Exploited as a house girl, village girl ends up as a sex worker

Most young girls choose to sell their bodies as the only way to eke out a living. It is a deplorable fact that this goes on in Rwanda and many other countries around the world. 19-year-old Jackie Uwimana (not real name) tells Gilbert Mwijuke how desperation forced her into the horrible world of prostitution at a tender age.

Sunday, September 15, 2013
Desperation forced Uwimana to try out prostitution to earn a living. Sunday Times/Moses Opobo

Out of despair. Most young girls choose to sell their bodies as the only way to eke out a living. It is a deplorable fact that this goes on in Rwanda and many other countries around the world. 19-year-old Jackie Uwimana (not real name) tells Gilbert Mwijuke how desperation forced her into the horrible world of prostitution at a tender age.

I was born to subsistence farmers in Kibungo District 19 years ago. I dropped out of school before completing primary level due to financial constraints. I subsequently left my parents’ home because they could no longer afford to fend for me and my siblings”, she narrated.

Coming to Kigali 

"In 2010, a friend of mine brought me to Kigali with promises of getting me a job as a house girl. She got me the job in Kacyiru, where I was promised a monthly salary of Rwf12,000.

Unfortunately, I went for six months without pay. Still, I kept the job because of one reason: I had nowhere to go. The mere thought of going back to the grim world I had left in my village gave me goose bumps. Life had battered me from there. 

Things moved from bad to worse when I became pregnant and my bosses gave me the boot. And to rub salt into the wound, the man who was responsible for my pregnancy denied it. In fact, he denies it to date. So, left with no choice, I had to return to my village in Kibungo. 

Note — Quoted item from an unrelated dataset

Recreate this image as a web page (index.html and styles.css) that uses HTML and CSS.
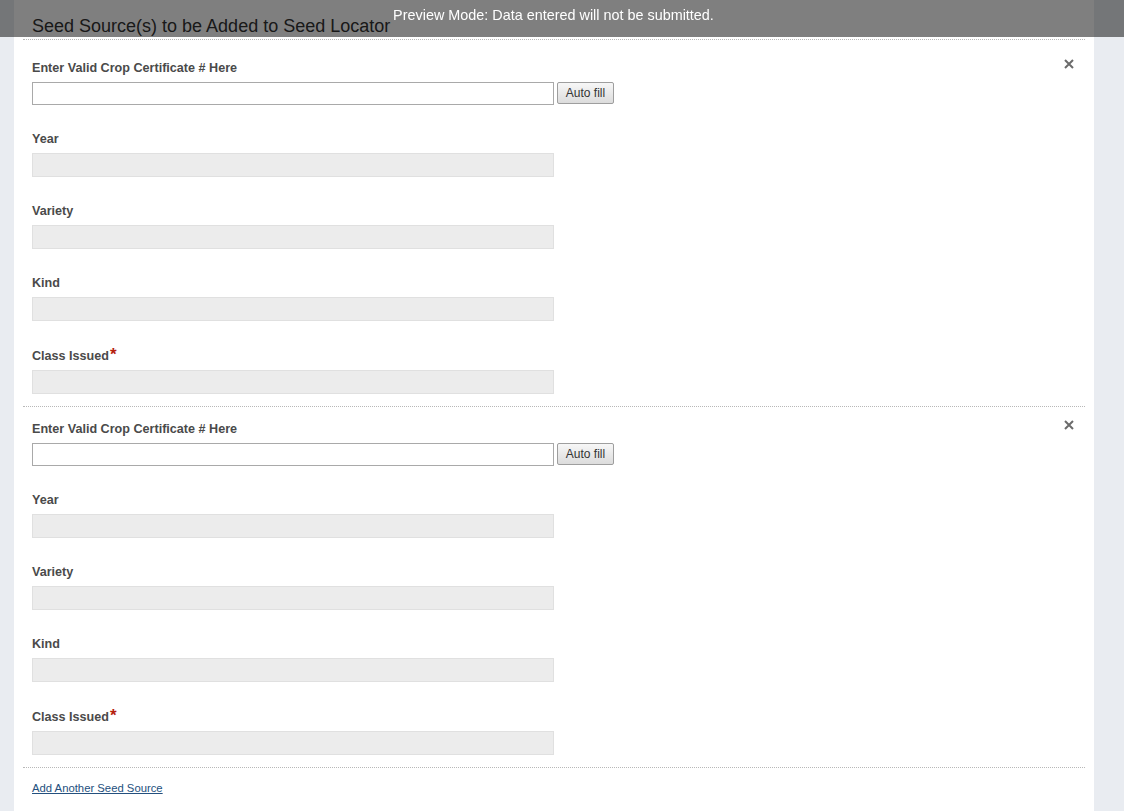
FILE: index.html
```html
<!DOCTYPE html>
<html lang="en">
<head>
<meta charset="utf-8">
<title>Seed Source(s) to be Added to Seed Locator</title>
<link rel="stylesheet" href="styles.css">
</head>
<body>
<div class="preview-bar">Preview Mode: Data entered will not be submitted.</div>
<div class="page">
  <main class="panel">
    <h2 class="title">Seed Source(s) to be Added to Seed Locator</h2>

    <section class="source source-first">
      <button class="remove" type="button" aria-label="Remove">
        <svg viewBox="0 0 10 10" width="10" height="10"><path d="M1 1 L9 9 M9 1 L1 9" stroke="#6b6b6b" stroke-width="2" fill="none"/></svg>
      </button>
      <div class="field">
        <label class="label">Enter Valid Crop Certificate # Here</label>
        <div class="cert-row"><input class="cert-input" type="text"><button class="autofill" type="button">Auto fill</button></div>
      </div>
      <div class="field"><label class="label">Year</label><div class="readonly"></div></div>
      <div class="field"><label class="label">Variety</label><div class="readonly"></div></div>
      <div class="field"><label class="label">Kind</label><div class="readonly"></div></div>
      <div class="field field-required"><label class="label">Class Issued<span class="req">*</span></label><div class="readonly"></div></div>
    </section>

    <section class="source">
      <button class="remove" type="button" aria-label="Remove">
        <svg viewBox="0 0 10 10" width="10" height="10"><path d="M1 1 L9 9 M9 1 L1 9" stroke="#6b6b6b" stroke-width="2" fill="none"/></svg>
      </button>
      <div class="field">
        <label class="label">Enter Valid Crop Certificate # Here</label>
        <div class="cert-row"><input class="cert-input" type="text"><button class="autofill" type="button">Auto fill</button></div>
      </div>
      <div class="field"><label class="label">Year</label><div class="readonly"></div></div>
      <div class="field"><label class="label">Variety</label><div class="readonly"></div></div>
      <div class="field"><label class="label">Kind</label><div class="readonly"></div></div>
      <div class="field field-required"><label class="label">Class Issued<span class="req">*</span></label><div class="readonly"></div></div>
    </section>

    <div class="add-row"><a class="add-link" href="#">Add Another Seed Source</a></div>
  </main>
</div>
</body>
</html>
```

FILE: styles.css
```css
html, body {
  margin: 0;
  padding: 0;
}
body {
  background: #e9ecf1;
  font-family: "Liberation Sans", Arial, sans-serif;
  color: #444;
}
.preview-bar {
  position: fixed;
  top: 0;
  left: 0;
  right: 0;
  height: 37px;
  box-sizing: border-box;
  padding: 7px 17px 0 0;
  background: rgba(0, 0, 0, 0.5);
  color: #fff;
  font-size: 14.4px;
  line-height: 16px;
  text-align: center;
  z-index: 10;
}
.page {
  padding-left: 14px;
  width: 1080px;
}
.panel {
  background: #fff;
  min-height: 811px;
  padding: 15px 9px 20px;
  box-sizing: border-box;
}
.title {
  margin: 0 0 2px;
  padding-left: 9px;
  font-size: 18px;
  line-height: 22px;
  font-weight: normal;
  color: #333;
}
.source {
  --pt: 13px;
  position: relative;
  border-top: 1px dotted #b8b8b8;
  padding: var(--pt) 9px 12px;
  display: flex;
  flex-direction: column;
  gap: 25px;
}
.source-first {
  --pt: 19px;
  padding-bottom: 12px;
}
.remove {
  position: absolute;
  top: var(--pt);
  right: 11px;
  width: 10px;
  height: 10px;
  padding: 0;
  border: 0;
  background: none;
  display: flex;
}
.field {
  display: flex;
  flex-direction: column;
  gap: 5px;
}
.field-required {
  margin-top: 1px;
}
.label {
  font-size: 12.6px;
  line-height: 18px;
  font-weight: bold;
  color: #4a4a4a;
}
.req {
  color: #b5200d;
  font-size: 17px;
  line-height: 0;
  margin-left: 1px;
}
.cert-row {
  display: flex;
  align-items: flex-start;
  gap: 3px;
}
.cert-input {
  width: 522px;
  height: 23px;
  box-sizing: border-box;
  margin: 0;
  border: 1px solid #a9a9a9;
  background: #fff;
  padding: 0 4px;
}
.autofill {
  width: 57px;
  height: 22px;
  box-sizing: border-box;
  margin: 0;
  padding: 0;
  border: 1px solid #9e9e9e;
  border-radius: 2px;
  background: linear-gradient(#f7f7f7, #dcdcdc);
  font-family: "Liberation Sans", Arial, sans-serif;
  font-size: 12px;
  color: #333;
}
.readonly {
  width: 522px;
  height: 24px;
  box-sizing: border-box;
  border: 1px solid #e0e0e0;
  background: #ececec;
}
.add-row {
  border-top: 1px dotted #b8b8b8;
  padding: 12px 9px 0;
  line-height: 13px;
}
.add-link {
  font-size: 11.3px;
  color: #24507e;
  text-decoration: underline;
}
```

I later gave birth to a beautiful baby girl whom I named Teta. But Teta was not such a little bundle of joy; her arrival made life even harder for me. 

When Teta was about to make two years, I decided to leave her in my mother’s care and return to Kigali to look for another job. I was determined to get a job that would help me fend for my child. Luckily for me, I got one at a restaurant in Remera, as a waitress. But this one, too, was the same story as the first one: I went for the first three months without pay. I was only paid after I reported my case to the Umudugudu (local council) authorities.

But this meant that I had to look for another job – and somewhere else to stay. 

Induction into prostitution  

My induction into sex work came when a friend of mine who lived in Kabagali (in Kacyiru, a Kigali city suburb) took me in. She was older than me and at first I didn’t know that she was a sex worker. Unlike me, my prostitute friend never worried about rent, food, nice clothes … she almost always had money for nice things. I cannot say that she was rich – most sex workers earn just enough to afford them the basics – but she was financially secure. She also looked cool – at least in my eyes. 

Every evening she patronised a trendy hangout near Alpha Palace in Remera where she met her clients. To a village girl like me, her life seemed sort of glamorous. Better still, she earned an average of Rwf15,000 per day, which made the idea of prostitution even more attractive to me. Rwf15,000 was even more than what I was supposed to be earning as monthly salary when I was still working as a house girl!  

One day my friend told me that I should also start ‘working’ because I was becoming a burden to her.  

But despite my financial dilemma and admiration for my friend, I never ideated myself selling my little body to earn a living. But my child’s welfare prodded me into this disgraceful profession. My mum would call me regularly to tell me how Teta had fallen sick or how she needed this or that. At this point, one thing was for sure: I needed a source of income badly. 

In the days leading up to my first sex job, I was appallingly queasy. I kept going over all the things that could go wrong. You see, I never really knew what prostitution was all about. The idea of having sex with a stranger and getting paid at the end of it all was very fresh to me. 

When my friend got me my first client, my legs were shaking as we entered his house. I was not sure what to expect. Half the time I was glamorising my new profession and imagining all the money I would be making; the other half I was panicking over the countless things that could go wrong. Thank God nothing awful happened that night. 

My first client paid me Rwf7,000, and this marked  the beginning of a long-lasting career in prostitution. Today, I am no longer concerned about sex. I have sex with strangers so regularly that it has become just a way of earning a living. Unlike other human beings, I no longer derive any pleasure from sex. 

On a good day I sleep with between 8-10 men and earn about Rwf15,000. Men pay depending on where they find you. If he finds you in Kabagali (a slum in Kacyiru), he’ll even give you as little as Rwf1,000; if he finds you in a swanky nightclub, he won’t mind paying you as much as Rwf15,000.  

But even though I am now able to regularly send my mum some money for my child’s upkeep, I live in regret because I know I am treading a path to self-destruction. And what hurts me most is that my mum thinks I still work at the restaurant. I wonder what she would do if she got to know of my source of income. I wish I could find something else to do”.